Hence director François Truffaut used Suite Française for the soundtrack to the psychological drama The Story of Adèle H, starring Isabelle Adjani as Victor Hugo's obsessed daughter. Intermèdes was also used by Truffaut for another movie of the seventies, the tragic comedy The Man Who Loved Women, starring Charles Denner. 

Le Petit Chaperon Rouge (The Little Red Riding Hood), a burlesque suite for twelve instruments, is an exact replica for concert of the original soundtrack to the Albert Cavalcanti’s eponymous movie The waltz  Carnet de bal is the main theme from the Julien Duvivier's nostaligic film telling a widow's quest for her very first dance partners.
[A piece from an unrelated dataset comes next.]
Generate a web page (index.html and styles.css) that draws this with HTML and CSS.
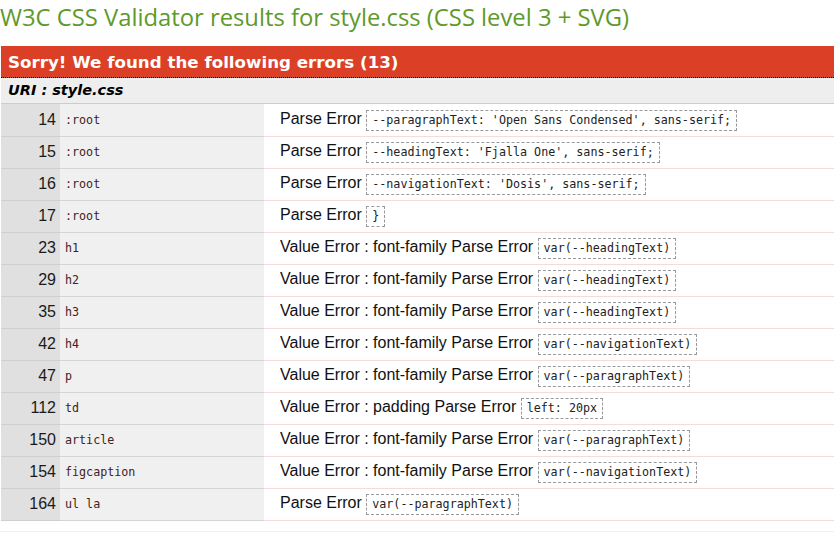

The two last works can also be found on a previous DCM release, Georges Delerue conducts the Film Music of Maurice Jaubert, The more recent studio version by the Manzone offers a comparable rendition but with a better sound quality. The same remark applies to the versions heard in the Truffaut movies, which were conducted by Patrice Mestral. To complete the program, Canadian Yoko Sawai plays some pîano pieces by Jaubert. 
   

 

Suite Française

01  Préambule et Pastourelle 5:49

02  Air 4:10

03  Valse intermède 1:41

04  Ronde 2:25

 

Intermèdes

05  Ouverture et Forlane 3:17

06  Musique de nuit 3:19
07  Chaconne et Gigue 3:51

  

Le Petit Chaperon Rouge 
08  Ouverture - Allegretto 1:34

09  Préambule et Polka 1:42

10  La Java du Loup 1:16

11  Valse de la Bicyclette 2:00

12  Musette 1:30

13  Récitatif et Quadrille  3:26

14  Pantomime 2:53

15  Moto Perpetuo, Galop  4:10

16  Valse du Carnet de bal  3:32

  

Piano pieces  
Danses extraites du film Quatorze Juillet

17  À Paris dans chaque faubourg 1:36

18  One-Step 1:15
19  Valse-complainte 1:45
20  Java 1:02

21  Galop 1:20

22  Invention n° 2  0:52
23  Invention n° 4  0:45
24  Invention n° 5  2:05

  

TT 58:18

This is the second DCM CD of Maurice Jaubert’s film scores that I’ve reviewed (see Fanfare 32:1). The music displays the same periodic inclination to the Baroque, the distinctive orchestration, the memorable lyricism, and the evocative spirit, now nostalgic, now ironic, of the French music hall of his day. The recording reminded me of the previous disc, which had an older but not grating sound, distant, vaguely clouded, but with instrumental timbres intact. In addition to selections from the film scores, there’s a suite of short dances for piano, taken from Rene Clair’s movie Quatorze Juillet , and three equally brief inventions. The Suite includes a “Java” in which I heard premonitions of Jules et Jim ’s famous theme, punctuated with brusque, rustic interruptions, and a poignant “Valse complainant,” as well as a march, or one-step as it’s called here. All five pieces are unassuming but affecting. It’s not clear whether the dances are heard in the film as is or whether they were later orchestrated. Inventions, of course, suggest Bach, and the first and third use his style of imitative counterpoint to evolve a piece out of small themes. The third, rather slow and meditative, is most like Bach in sound. The first is more Jaubert than Bach, although the construction (canonic?) is Baroque, while the second is frisky, somewhat like Poulenc in its bouncy exuberance. Jaubert was a seminal figure in French film music—Delerue and Jarre are often named as his most prominent “disciples”—and François Truffaut held him in such regard that he set Adele H. to music Jaubert had written 30 years before. While this release should be of special interest to collectors of French film scores, the average listener, too, will no doubt enjoy this continuing homage to an intriguing composer.